All restaurants will have to implement one of the dispensing-area options, even older restaurants that were exempted from the "Zion Curtain" mandate because they were serving alcohol before 2009, when that law was enacted. The DABC is still trying to determine how many of those previously exempted restaurants will now need to add one of the liquor-dispensing options.

Joel LaSalle, co-owner of Current Fish and Oyster in Salt Lake City, wants to be one of the first Utah restaurants to remove its "Zion Curtain." "The loss of revenue for us is so big," he said, "we want to do away with it as soon as possible."

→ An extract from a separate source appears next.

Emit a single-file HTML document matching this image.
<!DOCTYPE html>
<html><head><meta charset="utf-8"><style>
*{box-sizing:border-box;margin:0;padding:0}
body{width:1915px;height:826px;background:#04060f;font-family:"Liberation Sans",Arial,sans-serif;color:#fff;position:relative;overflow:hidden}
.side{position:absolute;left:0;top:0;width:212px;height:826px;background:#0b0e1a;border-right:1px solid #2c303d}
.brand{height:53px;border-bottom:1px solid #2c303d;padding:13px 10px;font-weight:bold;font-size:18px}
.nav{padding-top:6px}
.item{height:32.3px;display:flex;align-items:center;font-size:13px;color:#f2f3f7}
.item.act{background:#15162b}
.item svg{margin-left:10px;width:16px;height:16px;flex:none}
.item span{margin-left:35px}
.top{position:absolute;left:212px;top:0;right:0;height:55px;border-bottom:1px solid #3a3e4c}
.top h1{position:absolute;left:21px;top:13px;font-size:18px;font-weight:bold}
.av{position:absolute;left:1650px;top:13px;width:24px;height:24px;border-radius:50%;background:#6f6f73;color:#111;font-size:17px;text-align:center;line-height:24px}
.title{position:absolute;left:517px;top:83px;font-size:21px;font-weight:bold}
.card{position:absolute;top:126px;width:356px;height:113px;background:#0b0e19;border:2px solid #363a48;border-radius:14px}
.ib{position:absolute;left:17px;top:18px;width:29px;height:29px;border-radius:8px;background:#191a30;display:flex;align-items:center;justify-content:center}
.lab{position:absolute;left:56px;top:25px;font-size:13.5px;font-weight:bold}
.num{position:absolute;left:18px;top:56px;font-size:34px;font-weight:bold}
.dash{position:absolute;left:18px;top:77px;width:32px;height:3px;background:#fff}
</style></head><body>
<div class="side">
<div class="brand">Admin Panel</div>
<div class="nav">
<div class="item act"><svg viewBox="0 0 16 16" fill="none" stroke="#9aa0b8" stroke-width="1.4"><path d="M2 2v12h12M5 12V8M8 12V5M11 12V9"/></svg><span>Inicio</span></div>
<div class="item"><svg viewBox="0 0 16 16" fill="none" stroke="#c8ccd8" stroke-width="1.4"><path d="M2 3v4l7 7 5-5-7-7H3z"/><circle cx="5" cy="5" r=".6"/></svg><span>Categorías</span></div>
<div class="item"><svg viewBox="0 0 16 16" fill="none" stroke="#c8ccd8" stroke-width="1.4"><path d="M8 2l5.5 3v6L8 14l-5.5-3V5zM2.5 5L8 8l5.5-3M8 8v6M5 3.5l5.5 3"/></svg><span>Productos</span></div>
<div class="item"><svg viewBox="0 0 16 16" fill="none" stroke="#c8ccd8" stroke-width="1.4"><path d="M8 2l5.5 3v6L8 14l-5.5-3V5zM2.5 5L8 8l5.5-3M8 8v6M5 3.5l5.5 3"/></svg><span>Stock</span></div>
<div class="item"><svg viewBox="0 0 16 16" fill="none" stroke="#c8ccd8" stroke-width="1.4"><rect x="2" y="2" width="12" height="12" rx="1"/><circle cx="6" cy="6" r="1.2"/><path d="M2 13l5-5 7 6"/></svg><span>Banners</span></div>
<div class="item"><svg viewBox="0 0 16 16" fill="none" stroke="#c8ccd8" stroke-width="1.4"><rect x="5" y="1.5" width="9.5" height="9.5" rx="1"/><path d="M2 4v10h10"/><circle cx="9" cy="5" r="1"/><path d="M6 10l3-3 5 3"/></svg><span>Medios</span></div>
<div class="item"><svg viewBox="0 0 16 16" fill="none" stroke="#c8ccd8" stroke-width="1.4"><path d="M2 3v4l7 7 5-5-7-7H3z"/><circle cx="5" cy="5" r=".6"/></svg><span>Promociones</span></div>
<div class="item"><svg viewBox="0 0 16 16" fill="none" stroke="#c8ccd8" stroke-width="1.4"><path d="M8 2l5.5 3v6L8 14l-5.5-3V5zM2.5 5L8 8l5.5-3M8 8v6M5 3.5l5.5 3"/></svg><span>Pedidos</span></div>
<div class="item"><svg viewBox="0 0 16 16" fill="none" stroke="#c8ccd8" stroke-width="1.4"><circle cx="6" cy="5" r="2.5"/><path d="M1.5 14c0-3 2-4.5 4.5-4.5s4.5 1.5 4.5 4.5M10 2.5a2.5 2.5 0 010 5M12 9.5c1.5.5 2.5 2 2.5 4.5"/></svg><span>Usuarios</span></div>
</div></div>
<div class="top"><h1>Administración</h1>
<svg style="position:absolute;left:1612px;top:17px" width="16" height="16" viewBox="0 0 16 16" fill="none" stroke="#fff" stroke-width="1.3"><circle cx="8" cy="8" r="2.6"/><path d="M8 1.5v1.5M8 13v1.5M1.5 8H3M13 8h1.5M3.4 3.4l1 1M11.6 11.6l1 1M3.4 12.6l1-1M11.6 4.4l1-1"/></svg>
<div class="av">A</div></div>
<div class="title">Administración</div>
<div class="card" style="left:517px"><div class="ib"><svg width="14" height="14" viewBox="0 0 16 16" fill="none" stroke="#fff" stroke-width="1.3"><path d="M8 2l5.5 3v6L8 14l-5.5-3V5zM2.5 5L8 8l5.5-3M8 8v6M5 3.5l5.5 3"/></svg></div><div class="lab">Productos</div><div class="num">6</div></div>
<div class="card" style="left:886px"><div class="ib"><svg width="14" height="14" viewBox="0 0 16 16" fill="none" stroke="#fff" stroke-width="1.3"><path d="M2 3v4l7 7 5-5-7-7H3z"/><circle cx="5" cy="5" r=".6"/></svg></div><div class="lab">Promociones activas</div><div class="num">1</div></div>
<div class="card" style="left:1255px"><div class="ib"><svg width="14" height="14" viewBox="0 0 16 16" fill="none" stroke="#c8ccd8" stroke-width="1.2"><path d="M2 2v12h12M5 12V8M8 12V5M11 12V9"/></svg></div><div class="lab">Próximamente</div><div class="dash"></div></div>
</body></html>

The bar area inside the restaurant has 12 seats, but is masked by opaque glass and a stainless steel barrier. "Nobody wants to sit there," LaSalle said, estimating that the restaurant has lost more than $16,000 a month since opening in 2015 because of the unsightly wall.

Current was designed to have a natural buffer area that separates the dining room and bar, "in anticipation of something like this happening," he said. All that needs to be done to comply with the new law, he added, is to remove the glass and a few screws.

Michele Corigliano, executive director of the Salt Lake Area Restaurant Association, expects most members, like Current, to ditch the "Zion Curtain."

"The feedback we are getting is that many can do it with just minor changes," she said.

She is warning the group, however, to follow DABC rules or possibly make mistakes, "that could cost more in the long run."

Governor signs alcohol reform bill

Utah's new alcohol reform law, signed into law Tuesday by Gov. Gary Herbert, didn't do away with the state's "Zion Curtain" mandate, but it did give restaurants new options. They now can create a 10-foot buffer from the bar (or edge of dispensing area) where minors are not allowed; or build a half-wall or railing, at least 42 inches high, that creates a delineation between the dining and liquor-dispensing areas.

HB442 had other provisions buried within its 144 pages:

Liquor markup • It will boost the state markup on wine and spirits from 86 percent to 88 percent and the markup on heavy beer sold in liquor stores from 64.5 percent to 66.5 percent. The additional revenue will pay for prevention and training programs for eighth and 10th grades, as well as for owners and managers of bars and restaurants.

Licenses • It does away with dining club and social club designations and creates a single bar license; it allows restaurants serving alcohol to be closer to churches, schools and other community locations, but takes away the DABC's ability to grant exceptions; and it allows restaurants to serve alcoholic drinks one hour earlier, at 10:30 a.m., on weekends and state and federal holidays.

Store displays • It tightens restrictions for beer displays in grocery and convenience stores, to prevent confusion between nonalcoholic beverages and flavored beers, which often have similar labeling.